### Collected material
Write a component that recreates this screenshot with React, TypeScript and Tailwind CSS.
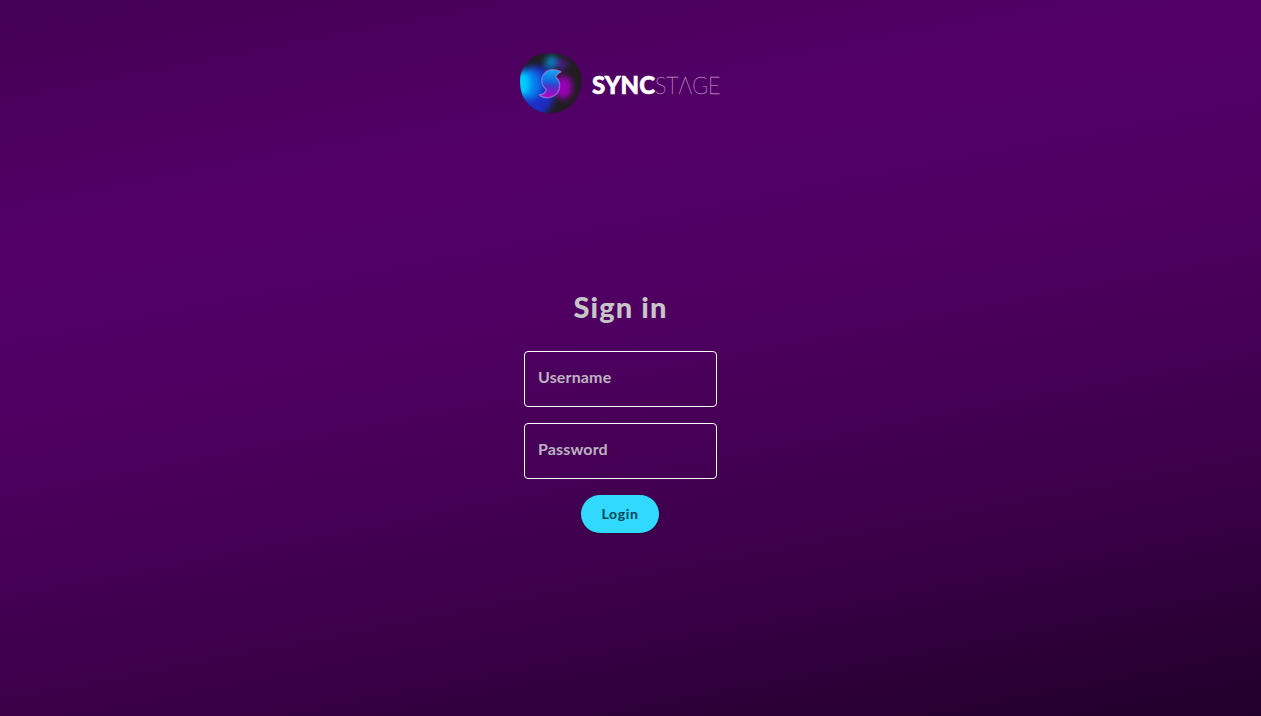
import React from "react";

function Emblem() {
  return (
    <svg viewBox="0 0 240 228" className="h-[76px] w-20 shrink-0" aria-hidden="true">
      <defs>
        <clipPath id="disc">
          <path d="M31 92 C38 64 52 46 72 35 C90 26 104 25 124 25 C145 25 160 28 176 38 C195 50 207 66 213 88 C218 108 214 132 205 151 C195 171 181 185 160 196 C140 206 112 206 91 200 C66 191 47 174 37 150 C30 132 29 108 31 92 Z" />
        </clipPath>
        <filter id="soft" x="-50%" y="-50%" width="200%" height="200%" colorInterpolationFilters="sRGB">
          <feGaussianBlur stdDeviation="10" />
        </filter>
        <linearGradient id="mark" x1="0" y1="0" x2="0" y2="1">
          <stop offset="0" stopColor="#14a8f0" />
          <stop offset="0.4" stopColor="#106ce0" />
          <stop offset="0.6" stopColor="#4a34c8" />
          <stop offset="1" stopColor="#bc00c4" />
        </linearGradient>
      </defs>
      <g clipPath="url(#disc)">
        <rect width="240" height="228" fill="#201d20" />
        <g filter="url(#soft)">
          <path d="M10 80 L70 62 L114 70 L136 120 L126 180 L96 215 L10 215 Z" fill="#1c2cc4" />
          <ellipse cx="60" cy="118" rx="36" ry="46" fill="#0878ec" />
          <ellipse cx="36" cy="116" rx="26" ry="38" fill="#00ccff" />
          <ellipse cx="125" cy="52" rx="20" ry="20" fill="#0880c0" />
          <ellipse cx="155" cy="58" rx="17" ry="17" fill="#4c1c88" />
          <ellipse cx="160" cy="127" rx="27" ry="35" fill="#9a00b6" />
        </g>
      </g>
      <path
        d="M153 80 Q141 74 128 74 C107 75 95 90 95 106 C95 119 101 127 109 133 C107 144 99 149 88 149 C96 157 108 160 121 157 C140 153 150 138 149 121 C149 109 143 101 137 97 C138 89 145 85 153 80 Z"
        fill="url(#mark)"
        stroke="#a080e0"
        strokeOpacity="0.7"
        strokeWidth="4"
        strokeLinejoin="round"
      />
    </svg>
  );
}

function Wordmark() {
  return (
    <svg viewBox="0 0 145 40" className="h-10 w-[145px] shrink-0" role="img" aria-label="SyncStage">
      <text x="8" y="29" textLength="63" lengthAdjust="spacingAndGlyphs" fill="#ffffff" stroke="#ffffff" strokeWidth="0.6" className="font-['Lato',sans-serif] text-[24px] font-black">
        SYNC
      </text>
      <text x="71" y="29" textLength="65.5" lengthAdjust="spacingAndGlyphs" fill="#b88cc4" stroke="#b88cc4" strokeWidth="0.35" className="font-['Lato',sans-serif] text-[24px] font-thin">
        STΛGE
      </text>
    </svg>
  );
}

function Field({ label, type }: { label: string; type: string }) {
  return (
    <label className="flex h-14 w-[193px] rounded border border-white">
      <input
        type={type}
        aria-label={label}
        placeholder={label}
        className="h-[49px] w-full bg-transparent px-[13px] text-[16px] font-bold tracking-[0.15px] text-[#c8c0cb] outline-none placeholder:text-[#bdb3c1]"
      />
    </label>
  );
}

export default function App() {
  return (
    <main className="flex h-screen w-full flex-col items-center overflow-hidden bg-[linear-gradient(169deg,#430054_0%,#530067_26%,#4e0061_45%,#450055_60%,#3b0048_75%,#20002a_100%)] pr-5 font-['Lato',sans-serif]">
      <header className="flex h-[121px] w-[221px] items-start pt-[45px]">
        <Emblem />
        <div className="-ml-1.5 pt-5">
          <Wordmark />
        </div>
      </header>
      <form className="flex flex-col items-center pt-[166px]" onSubmit={(e) => e.preventDefault()}>
        <h1 className="h-16 text-[29px] leading-[40px] font-black tracking-[1.1px] text-[#c8c5c9]">Sign in</h1>
        <div className="flex flex-col items-center gap-4">
          <Field label="Username" type="text" />
          <Field label="Password" type="password" />
          <button
            type="submit"
            className="mr-px h-[38px] w-[78px] rounded-full bg-[#31d9ff] pb-0.5 text-[14px] font-bold tracking-[0.7px] text-[#064455] shadow-[0_1px_3px_rgba(0,0,0,0.3)]"
          >
            Login
          </button>
        </div>
      </form>
    </main>
  );
}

### Description of the task
Except for the pictures, copy the material above exactly.

### Response to the exercise
Write a component that recreates this screenshot with React, TypeScript and Tailwind CSS.
import React from "react";

function Emblem() {
  return (
    <svg viewBox="0 0 240 228" className="h-[76px] w-20 shrink-0" aria-hidden="true">
      <defs>
        <clipPath id="disc">
          <path d="M31 92 C38 64 52 46 72 35 C90 26 104 25 124 25 C145 25 160 28 176 38 C195 50 207 66 213 88 C218 108 214 132 205 151 C195 171 181 185 160 196 C140 206 112 206 91 200 C66 191 47 174 37 150 C30 132 29 108 31 92 Z" />
        </clipPath>
        <filter id="soft" x="-50%" y="-50%" width="200%" height="200%" colorInterpolationFilters="sRGB">
          <feGaussianBlur stdDeviation="10" />
        </filter>
        <linearGradient id="mark" x1="0" y1="0" x2="0" y2="1">
          <stop offset="0" stopColor="#14a8f0" />
          <stop offset="0.4" stopColor="#106ce0" />
          <stop offset="0.6" stopColor="#4a34c8" />
          <stop offset="1" stopColor="#bc00c4" />
        </linearGradient>
      </defs>
      <g clipPath="url(#disc)">
        <rect width="240" height="228" fill="#201d20" />
        <g filter="url(#soft)">
          <path d="M10 80 L70 62 L114 70 L136 120 L126 180 L96 215 L10 215 Z" fill="#1c2cc4" />
          <ellipse cx="60" cy="118" rx="36" ry="46" fill="#0878ec" />
          <ellipse cx="36" cy="116" rx="26" ry="38" fill="#00ccff" />
          <ellipse cx="125" cy="52" rx="20" ry="20" fill="#0880c0" />
          <ellipse cx="155" cy="58" rx="17" ry="17" fill="#4c1c88" />
          <ellipse cx="160" cy="127" rx="27" ry="35" fill="#9a00b6" />
        </g>
      </g>
      <path
        d="M153 80 Q141 74 128 74 C107 75 95 90 95 106 C95 119 101 127 109 133 C107 144 99 149 88 149 C96 157 108 160 121 157 C140 153 150 138 149 121 C149 109 143 101 137 97 C138 89 145 85 153 80 Z"
        fill="url(#mark)"
        stroke="#a080e0"
        strokeOpacity="0.7"
        strokeWidth="4"
        strokeLinejoin="round"
      />
    </svg>
  );
}

function Wordmark() {
  return (
    <svg viewBox="0 0 145 40" className="h-10 w-[145px] shrink-0" role="img" aria-label="SyncStage">
      <text x="8" y="29" textLength="63" lengthAdjust="spacingAndGlyphs" fill="#ffffff" stroke="#ffffff" strokeWidth="0.6" className="font-['Lato',sans-serif] text-[24px] font-black">
        SYNC
      </text>
      <text x="71" y="29" textLength="65.5" lengthAdjust="spacingAndGlyphs" fill="#b88cc4" stroke="#b88cc4" strokeWidth="0.35" className="font-['Lato',sans-serif] text-[24px] font-thin">
        STΛGE
      </text>
    </svg>
  );
}

function Field({ label, type }: { label: string; type: string }) {
  return (
    <label className="flex h-14 w-[193px] rounded border border-white">
      <input
        type={type}
        aria-label={label}
        placeholder={label}
        className="h-[49px] w-full bg-transparent px-[13px] text-[16px] font-bold tracking-[0.15px] text-[#c8c0cb] outline-none placeholder:text-[#bdb3c1]"
      />
    </label>
  );
}

export default function App() {
  return (
    <main className="flex h-screen w-full flex-col items-center overflow-hidden bg-[linear-gradient(169deg,#430054_0%,#530067_26%,#4e0061_45%,#450055_60%,#3b0048_75%,#20002a_100%)] pr-5 font-['Lato',sans-serif]">
      <header className="flex h-[121px] w-[221px] items-start pt-[45px]">
        <Emblem />
        <div className="-ml-1.5 pt-5">
          <Wordmark />
        </div>
      </header>
      <form className="flex flex-col items-center pt-[166px]" onSubmit={(e) => e.preventDefault()}>
        <h1 className="h-16 text-[29px] leading-[40px] font-black tracking-[1.1px] text-[#c8c5c9]">Sign in</h1>
        <div className="flex flex-col items-center gap-4">
          <Field label="Username" type="text" />
          <Field label="Password" type="password" />
          <button
            type="submit"
            className="mr-px h-[38px] w-[78px] rounded-full bg-[#31d9ff] pb-0.5 text-[14px] font-bold tracking-[0.7px] text-[#064455] shadow-[0_1px_3px_rgba(0,0,0,0.3)]"
          >
            Login
          </button>
        </div>
      </form>
    </main>
  );
}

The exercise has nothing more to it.